WRITTEN TASK> Copy out all lines in the data below containing the string "components".

AVAILABLE DATA>
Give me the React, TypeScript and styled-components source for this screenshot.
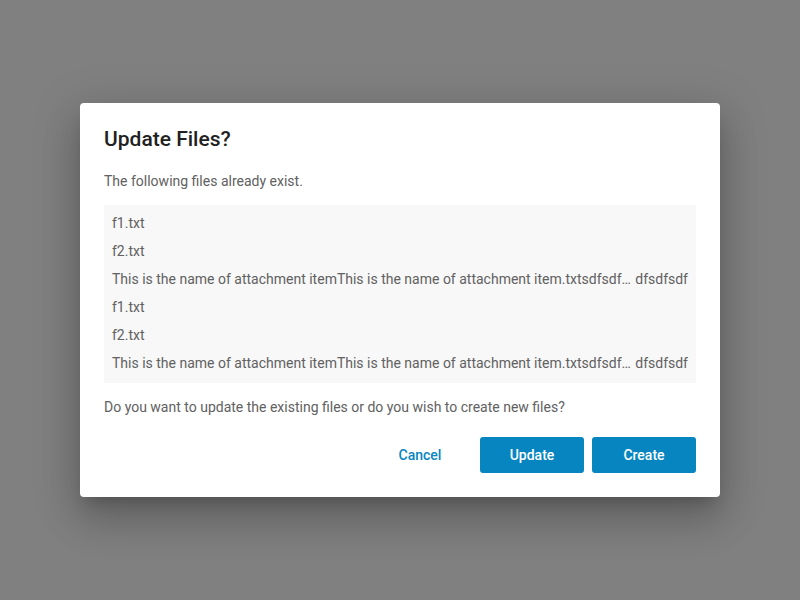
import styled, { createGlobalStyle } from "styled-components";

const GlobalStyle = createGlobalStyle`
  html, body {
    margin: 0;
    padding: 0;
    height: 100%;
  }
  body {
    font-family: Roboto, "Liberation Sans", sans-serif;
    -webkit-font-smoothing: antialiased;
  }
  #root {
    height: 100%;
  }
`;

const Backdrop = styled.div`
  width: 100%;
  height: 100vh;
  background-color: #808080;
  display: flex;
  justify-content: center;
  align-items: center;
`;

const Dialog = styled.div`
  width: 640px;
  box-sizing: border-box;
  padding: 24px;
  background-color: #ffffff;
  border-radius: 4px;
  box-shadow: 0 11px 15px -7px rgba(0, 0, 0, 0.2), 0 24px 38px 3px rgba(0, 0, 0, 0.14),
    0 9px 46px 8px rgba(0, 0, 0, 0.12);
  display: flex;
  flex-direction: column;
`;

const Title = styled.h2`
  margin: 0;
  font-size: 21px;
  font-weight: 500;
  line-height: 24px;
  color: #212121;
`;

const Text = styled.p`
  margin: 0;
  font-size: 14px;
  line-height: 20px;
  color: #616161;
`;

const Intro = styled(Text)`
  margin-top: 20px;
`;

const FileList = styled.ul`
  list-style: none;
  margin: 14px 0 0;
  padding: 4px 8px 6px;
  background-color: #f8f8f8;
`;

const FileRow = styled.li`
  display: flex;
  align-items: center;
  height: 28px;
  font-size: 14px;
  color: #616161;
  white-space: nowrap;
  min-width: 0;
`;

const NameStart = styled.span`
  overflow: hidden;
  text-overflow: ellipsis;
  min-width: 0;
`;

const NameEnd = styled.span`
  flex-shrink: 0;
  margin-left: 4px;
`;

const Question = styled(Text)`
  margin-top: 14px;
`;

const Actions = styled.div`
  display: flex;
  justify-content: flex-end;
  gap: 8px;
  margin-top: 20px;
`;

const Button = styled.button<{ $primary?: boolean }>`
  width: 104px;
  height: 36px;
  border: none;
  border-radius: 3px;
  font-family: inherit;
  font-size: 14px;
  font-weight: 500;
  cursor: pointer;
  background-color: ${props => (props.$primary ? "#0785c1" : "transparent")};
  color: ${props => (props.$primary ? "#ffffff" : "#0785c1")};
`;

const longName =
  "This is the name of attachment itemThis is the name of attachment item.txtsdfsdfsdfsdfsdfsdf";

const files = [
  { start: "f1.txt" },
  { start: "f2.txt" },
  { start: longName, end: "dfsdfsdf" },
  { start: "f1.txt" },
  { start: "f2.txt" },
  { start: longName, end: "dfsdfsdf" },
];

const App = () => {
  return (
    <>
      <GlobalStyle />
      <Backdrop>
        <Dialog>
          <Title>Update Files?</Title>
          <Intro>The following files already exist.</Intro>
          <FileList>
            {files.map((f, i) => (
              <FileRow key={i}>
                <NameStart>{f.start}</NameStart>
                {f.end && <NameEnd>{f.end}</NameEnd>}
              </FileRow>
            ))}
          </FileList>
          <Question>Do you want to update the existing files or do you wish to create new files?</Question>
          <Actions>
            <Button>Cancel</Button>
            <Button $primary>Update</Button>
            <Button $primary>Create</Button>
          </Actions>
        </Dialog>
      </Backdrop>
    </>
  );
};

export default App;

RESULT FOR THIS EXERCISE>
Give me the React, TypeScript and styled-components source for this screenshot.
import styled, { createGlobalStyle } from "styled-components";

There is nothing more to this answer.